### Directions for this task
Look for the string "React" in the lines and copy each line that has it.

Records excerpted from a collection
=-=-=-=-=

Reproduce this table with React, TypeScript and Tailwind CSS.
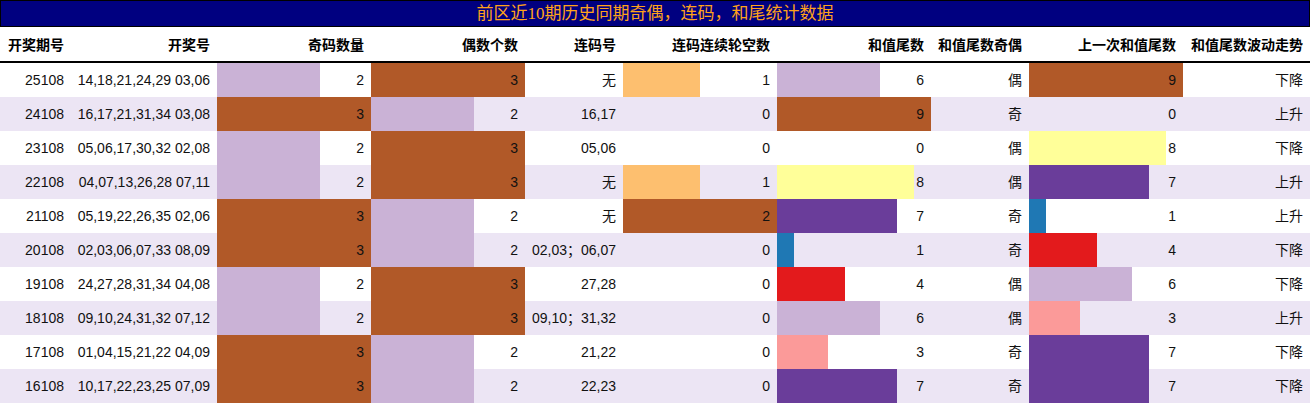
import React from "react";

const COLS = "grid-cols-[71px_146px_154px_154px_98px_154px_154px_98px_154px_127px]";

const PAIRED: Record<string, string> = {
  brown: "#b15928",
  lilac: "#cab2d6",
  purple: "#6a3d9a",
  blue: "#1f78b4",
  red: "#e31a1c",
  pink: "#fb9a99",
  yellow: "#ffff99",
  orange: "#fdbf6f",
};

// colour by value for each bar column
const countColor = (v: number) => (v === 3 ? PAIRED.brown : PAIRED.lilac);
const gapColor = (v: number) => (v === 2 ? PAIRED.brown : PAIRED.orange);
const tailColor = (v: number) =>
  ({ 1: PAIRED.blue, 3: PAIRED.pink, 4: PAIRED.red, 6: PAIRED.lilac, 7: PAIRED.purple, 8: PAIRED.yellow, 9: PAIRED.brown } as Record<number, string>)[v] ?? "transparent";

interface Row {
  issue: string;
  nums: string;
  odd: number;
  even: number;
  pairs: string;
  gap: number;
  tail: number;
  parity: string;
  prev: number;
  trend: string;
}

const rows: Row[] = [
  { issue: "25108", nums: "14,18,21,24,29 03,06", odd: 2, even: 3, pairs: "无", gap: 1, tail: 6, parity: "偶", prev: 9, trend: "下降" },
  { issue: "24108", nums: "16,17,21,31,34 03,08", odd: 3, even: 2, pairs: "16,17", gap: 0, tail: 9, parity: "奇", prev: 0, trend: "上升" },
  { issue: "23108", nums: "05,06,17,30,32 02,08", odd: 2, even: 3, pairs: "05,06", gap: 0, tail: 0, parity: "偶", prev: 8, trend: "下降" },
  { issue: "22108", nums: "04,07,13,26,28 07,11", odd: 2, even: 3, pairs: "无", gap: 1, tail: 8, parity: "偶", prev: 7, trend: "上升" },
  { issue: "21108", nums: "05,19,22,26,35 02,06", odd: 3, even: 2, pairs: "无", gap: 2, tail: 7, parity: "奇", prev: 1, trend: "上升" },
  { issue: "20108", nums: "02,03,06,07,33 08,09", odd: 3, even: 2, pairs: "02,03；06,07", gap: 0, tail: 1, parity: "奇", prev: 4, trend: "下降" },
  { issue: "19108", nums: "24,27,28,31,34 04,08", odd: 2, even: 3, pairs: "27,28", gap: 0, tail: 4, parity: "偶", prev: 6, trend: "下降" },
  { issue: "18108", nums: "09,10,24,31,32 07,12", odd: 2, even: 3, pairs: "09,10；31,32", gap: 0, tail: 6, parity: "偶", prev: 3, trend: "上升" },
  { issue: "17108", nums: "01,04,15,21,22 04,09", odd: 3, even: 2, pairs: "21,22", gap: 0, tail: 3, parity: "奇", prev: 7, trend: "下降" },
  { issue: "16108", nums: "10,17,22,23,25 07,09", odd: 3, even: 2, pairs: "22,23", gap: 0, tail: 7, parity: "奇", prev: 7, trend: "下降" },
];

const headers = ["开奖期号", "开奖号", "奇码数量", "偶数个数", "连码号", "连码连续轮空数", "和值尾数", "和值尾数奇偶", "上一次和值尾数", "和值尾数波动走势"];

function Text({ children }: { children: React.ReactNode }) {
  return <div className="flex items-center justify-end pr-[7px] whitespace-nowrap">{children}</div>;
}

function Bar({ value, max, color }: { value: number; max: number; color: string }) {
  return (
    <div className="relative flex items-center justify-end pr-[7px]">
      <div className="absolute inset-y-0 left-0" style={{ width: `${(value / max) * 100}%`, background: color }} />
      <span className="relative">{value}</span>
    </div>
  );
}

export default function App() {
  return (
    <div className="w-[1310px] h-[404px] bg-white text-[14px] text-[#111] font-['Liberation_Sans','Noto_Sans_CJK_SC',sans-serif] overflow-hidden">
      <div className="h-[27px] bg-[#000080] border border-black flex items-center justify-center text-[17px] text-[#ffa31a] font-['Liberation_Serif','Noto_Sans_CJK_SC',serif]">
        前区近10期历史同期奇偶，连码，和尾统计数据
      </div>
      <div className={`grid ${COLS} h-[36px] border-b-2 border-black font-bold font-['Noto_Sans_CJK_SC',sans-serif] text-[14px] text-black`}>
        {headers.map((h) => (
          <div key={h} className="flex items-center justify-end pr-[7px] whitespace-nowrap">
            {h}
          </div>
        ))}
      </div>
      {rows.map((r, i) => (
        <div key={r.issue} className={`grid ${COLS} h-[34px] ${i % 2 === 1 ? "bg-[#ece5f4]" : "bg-white"}`}>
          <Text>{r.issue}</Text>
          <Text>{r.nums}</Text>
          <Bar value={r.odd} max={3} color={countColor(r.odd)} />
          <Bar value={r.even} max={3} color={countColor(r.even)} />
          <Text>{r.pairs}</Text>
          <Bar value={r.gap} max={2} color={gapColor(r.gap)} />
          <Bar value={r.tail} max={9} color={tailColor(r.tail)} />
          <Text>{r.parity}</Text>
          <Bar value={r.prev} max={9} color={tailColor(r.prev)} />
          <Text>{r.trend}</Text>
        </div>
      ))}
    </div>
  );
}
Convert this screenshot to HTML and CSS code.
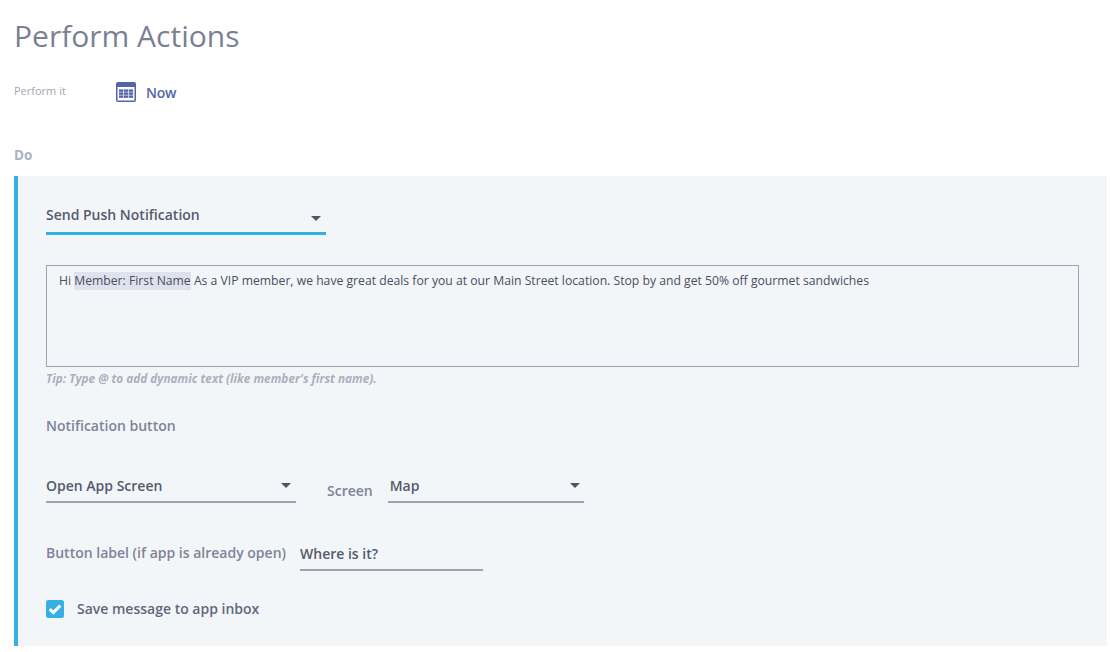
FILE: index.html
```html
<!DOCTYPE html>
<html lang="en">
<head>
<meta charset="utf-8">
<title>Perform Actions</title>
<link rel="stylesheet" href="styles.css">
</head>
<body>
<main class="page">
  <h1 class="title">Perform Actions</h1>
  <div class="when">
    <span class="when-label">Perform it</span>
    <span class="when-value">
      <svg class="cal" width="20" height="20" viewBox="0 0 20 20" aria-hidden="true">
        <rect x="0" y="0" width="20" height="20" rx="2" fill="#5264ab"/>
        <rect x="1.5" y="5" width="17" height="13.5" fill="#fff"/>
        <g fill="#5264ab">
          <rect x="3" y="7.4" width="4.3" height="2.4"/><rect x="7.9" y="7.4" width="4.3" height="2.4"/><rect x="12.8" y="7.4" width="4.3" height="2.4"/>
          <rect x="3" y="10.4" width="4.3" height="2.4"/><rect x="7.9" y="10.4" width="4.3" height="2.4"/><rect x="12.8" y="10.4" width="4.3" height="2.4"/>
          <rect x="3" y="13.4" width="4.3" height="2.4"/><rect x="7.9" y="13.4" width="4.3" height="2.4"/><rect x="12.8" y="13.4" width="4.3" height="2.4"/>
        </g>
      </svg>
      Now
    </span>
  </div>
  <h2 class="do">Do</h2>
  <section class="panel">
    <div class="select select-main"><span>Send Push Notification</span><i class="caret"></i></div>
    <div class="message">Hi <span class="token">Member: First Name</span> As a VIP member, we have great deals for you at our Main Street location. Stop by and get 50% off gourmet sandwiches</div>
    <p class="tip">Tip: Type @ to add dynamic text (like member's first name).</p>
    <h3 class="section-label">Notification button</h3>
    <div class="row-selects">
      <div class="select select-action"><span>Open App Screen</span><i class="caret"></i></div>
      <span class="field-label screen-label">Screen</span>
      <div class="select select-screen"><span>Map</span><i class="caret"></i></div>
    </div>
    <div class="row-label">
      <span class="field-label">Button label (if app is already open)</span>
      <div class="text-input">Where is it?</div>
    </div>
    <div class="check-row">
      <svg class="check" width="18" height="18" viewBox="0 0 18 18" aria-hidden="true">
        <rect width="18" height="18" rx="2.5" fill="#35b0e4"/>
        <path d="M3.8 9.2 7.3 12.6 14.2 5.6" fill="none" stroke="#fff" stroke-width="3"/>
      </svg>
      <span>Save message to app inbox</span>
    </div>
  </section>
</main>
</body>
</html>
```
FILE: styles.css
```css
* { box-sizing: border-box; }
html, body { margin: 0; padding: 0; background: #fff; }
body { font-family: "Open Sans", "Liberation Sans", sans-serif; color: #4f5368; overflow: hidden; }
.page { width: 1110px; height: 652px; padding: 0 3px 0 14px; }
.title { margin: 0; padding-top: 15px; font-size: 30px; line-height: 41px; font-weight: 400; color: #7b7f93; }
.when { display: flex; align-items: center; height: 24px; margin-top: 24px; }
.when-label { width: 102px; font-size: 11px; color: #a9a3b2; position: relative; top: -2px; }
.when-value { display: flex; align-items: center; gap: 10px; font-size: 14px; font-weight: 600; letter-spacing: -0.2px; color: #5566aa; }
.cal { display: block; }
.do { margin: 42px 0 0; font-size: 13.5px; line-height: 18px; font-weight: 700; color: #aeb0c0; }
.panel { height: 470px; margin-top: 12px; padding: 28px 28px 0 28px; background: #f3f6f9; border-left: 4px solid #35b0e4; }
.select { display: flex; align-items: center; justify-content: space-between; font-size: 14px; font-weight: 600; color: #555a6e; border-bottom: 2px solid #9fa1b5; }
.select-main { width: 280px; height: 31px; padding: 0 5px 6px 0; border-bottom: 3px solid #35b0e4; }
.select-main span { position: relative; top: -1px; }
.caret { display: block; width: 0; height: 0; border-left: 5.5px solid transparent; border-right: 5.5px solid transparent; border-top: 5px solid #4f5368; }
.select-main .caret { margin-top: 6px; }
.message { height: 102px; margin-top: 30px; width: 1033px; padding: 6px 12px; font-size: 12.2px; line-height: 18px; color: #4a4e60; border: 1px solid #9fa1b5; }
.token { display: inline-block; background: #dfe2ed; line-height: 18px; }
.tip { margin: 4px 0 0; font-size: 11.8px; line-height: 15px; font-style: italic; font-weight: 700; color: #adafbe; }
.section-label { margin: 30px 0 0; font-size: 14px; line-height: 19px; font-weight: 600; color: #7f8398; }
.row-selects { display: flex; align-items: flex-end; margin-top: 36px; }
.select-action { width: 250px; height: 32px; padding: 0 5px 1px 0; }
.select-screen { width: 196px; height: 32px; padding: 0 4px 1px 2px; }
.screen-label { margin: 0 15px 3px 31px; }
.field-label { font-size: 14px; font-weight: 600; color: #7f8398; line-height: 19px; }
.row-label { display: flex; align-items: center; margin-top: 34px; }
.row-label .field-label { width: 254px; padding-bottom: 4px; }
.text-input { width: 183px; height: 34px; padding: 7px 0 0 0; font-size: 14px; font-weight: 600; line-height: 19px; color: #555a6e; border-bottom: 2px solid #9fa1b5; }
.check-row { display: flex; align-items: center; gap: 13px; margin-top: 28px; font-size: 14px; font-weight: 600; color: #62667b; }
.check { display: block; }
```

=-=-=-=-=

### Response to this task
Reproduce this table with React, TypeScript and Tailwind CSS.
import React from "react";
function Text({ children }: { children: React.ReactNode }) {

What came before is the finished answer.